Set problem :: Using the material below, copy every line where "styles" appears.

Stored data ::
* * *

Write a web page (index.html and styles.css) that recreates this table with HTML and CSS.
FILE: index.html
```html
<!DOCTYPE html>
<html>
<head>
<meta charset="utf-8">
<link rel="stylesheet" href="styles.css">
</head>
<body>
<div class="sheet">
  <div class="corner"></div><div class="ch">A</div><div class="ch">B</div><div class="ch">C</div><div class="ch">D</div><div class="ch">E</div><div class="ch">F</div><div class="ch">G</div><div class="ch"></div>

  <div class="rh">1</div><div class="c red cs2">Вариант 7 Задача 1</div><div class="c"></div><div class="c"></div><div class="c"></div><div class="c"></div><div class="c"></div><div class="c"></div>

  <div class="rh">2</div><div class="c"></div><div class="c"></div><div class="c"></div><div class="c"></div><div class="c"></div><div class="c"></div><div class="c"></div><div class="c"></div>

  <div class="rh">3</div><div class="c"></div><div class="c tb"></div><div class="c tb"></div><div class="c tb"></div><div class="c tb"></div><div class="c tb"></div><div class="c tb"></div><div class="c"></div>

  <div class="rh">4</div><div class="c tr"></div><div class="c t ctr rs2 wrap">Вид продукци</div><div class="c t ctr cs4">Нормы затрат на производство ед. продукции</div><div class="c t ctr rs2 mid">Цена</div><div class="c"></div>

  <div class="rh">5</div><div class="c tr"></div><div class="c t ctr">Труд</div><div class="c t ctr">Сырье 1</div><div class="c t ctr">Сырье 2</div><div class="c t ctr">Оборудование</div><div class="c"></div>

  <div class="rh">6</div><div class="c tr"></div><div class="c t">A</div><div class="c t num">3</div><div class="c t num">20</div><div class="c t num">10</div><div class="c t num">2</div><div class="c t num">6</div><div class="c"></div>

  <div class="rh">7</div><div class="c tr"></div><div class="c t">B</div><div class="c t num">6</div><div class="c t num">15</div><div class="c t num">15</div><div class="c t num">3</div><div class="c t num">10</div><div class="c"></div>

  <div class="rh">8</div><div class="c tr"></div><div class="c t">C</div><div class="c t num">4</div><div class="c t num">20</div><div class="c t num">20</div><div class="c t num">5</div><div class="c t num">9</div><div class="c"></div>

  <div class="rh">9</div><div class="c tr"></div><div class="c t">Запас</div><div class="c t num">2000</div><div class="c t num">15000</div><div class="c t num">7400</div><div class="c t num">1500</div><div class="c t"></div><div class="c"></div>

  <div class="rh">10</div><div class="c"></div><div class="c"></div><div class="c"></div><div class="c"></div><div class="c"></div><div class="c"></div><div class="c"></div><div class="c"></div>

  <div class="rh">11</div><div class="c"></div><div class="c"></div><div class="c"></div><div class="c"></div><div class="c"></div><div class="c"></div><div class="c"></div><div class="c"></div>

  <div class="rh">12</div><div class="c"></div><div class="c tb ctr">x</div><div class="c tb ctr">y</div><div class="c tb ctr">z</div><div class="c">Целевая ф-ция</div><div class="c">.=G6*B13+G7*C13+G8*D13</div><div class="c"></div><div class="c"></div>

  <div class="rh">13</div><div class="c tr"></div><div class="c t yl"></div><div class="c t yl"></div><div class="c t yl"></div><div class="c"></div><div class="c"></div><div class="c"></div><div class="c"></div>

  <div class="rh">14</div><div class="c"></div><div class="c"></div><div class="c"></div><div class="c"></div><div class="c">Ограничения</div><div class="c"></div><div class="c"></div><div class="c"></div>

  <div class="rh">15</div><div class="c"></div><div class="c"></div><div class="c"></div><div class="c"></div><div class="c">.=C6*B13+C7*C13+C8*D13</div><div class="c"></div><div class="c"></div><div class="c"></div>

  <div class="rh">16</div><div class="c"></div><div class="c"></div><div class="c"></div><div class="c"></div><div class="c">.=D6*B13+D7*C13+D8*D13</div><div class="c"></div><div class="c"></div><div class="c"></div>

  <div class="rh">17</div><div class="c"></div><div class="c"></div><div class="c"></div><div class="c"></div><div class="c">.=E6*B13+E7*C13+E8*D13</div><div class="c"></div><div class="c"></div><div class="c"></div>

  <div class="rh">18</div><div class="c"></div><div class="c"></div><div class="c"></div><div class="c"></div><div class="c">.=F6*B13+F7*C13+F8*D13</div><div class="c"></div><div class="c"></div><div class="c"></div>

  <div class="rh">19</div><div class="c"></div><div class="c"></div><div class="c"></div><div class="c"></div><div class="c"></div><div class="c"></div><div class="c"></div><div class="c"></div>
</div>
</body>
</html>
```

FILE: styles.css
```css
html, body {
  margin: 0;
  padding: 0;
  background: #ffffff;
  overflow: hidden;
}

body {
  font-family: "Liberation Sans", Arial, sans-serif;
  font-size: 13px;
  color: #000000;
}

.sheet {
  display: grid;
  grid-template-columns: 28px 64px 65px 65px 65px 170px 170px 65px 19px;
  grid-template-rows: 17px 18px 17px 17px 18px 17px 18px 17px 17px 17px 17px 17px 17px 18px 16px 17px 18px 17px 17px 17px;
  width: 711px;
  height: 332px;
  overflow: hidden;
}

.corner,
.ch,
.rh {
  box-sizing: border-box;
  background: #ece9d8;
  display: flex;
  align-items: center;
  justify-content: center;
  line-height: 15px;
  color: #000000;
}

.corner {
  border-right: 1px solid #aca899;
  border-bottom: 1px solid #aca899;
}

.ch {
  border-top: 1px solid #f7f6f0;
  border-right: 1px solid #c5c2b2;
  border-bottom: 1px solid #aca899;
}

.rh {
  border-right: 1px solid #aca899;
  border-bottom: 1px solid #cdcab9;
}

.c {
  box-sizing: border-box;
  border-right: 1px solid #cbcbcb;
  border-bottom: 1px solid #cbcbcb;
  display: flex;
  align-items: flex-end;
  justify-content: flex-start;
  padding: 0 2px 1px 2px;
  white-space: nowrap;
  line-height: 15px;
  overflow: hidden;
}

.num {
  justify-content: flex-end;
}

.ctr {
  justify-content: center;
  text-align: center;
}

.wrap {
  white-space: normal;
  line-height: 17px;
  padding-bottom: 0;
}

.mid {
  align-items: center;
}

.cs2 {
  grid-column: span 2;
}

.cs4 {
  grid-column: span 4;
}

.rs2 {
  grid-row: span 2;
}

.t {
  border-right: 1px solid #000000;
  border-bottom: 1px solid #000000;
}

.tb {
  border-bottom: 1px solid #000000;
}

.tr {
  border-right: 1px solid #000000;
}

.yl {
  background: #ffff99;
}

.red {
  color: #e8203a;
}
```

* * *

Solution ::
Write a web page (index.html and styles.css) that recreates this table with HTML and CSS.
<link rel="stylesheet" href="styles.css">
FILE: styles.css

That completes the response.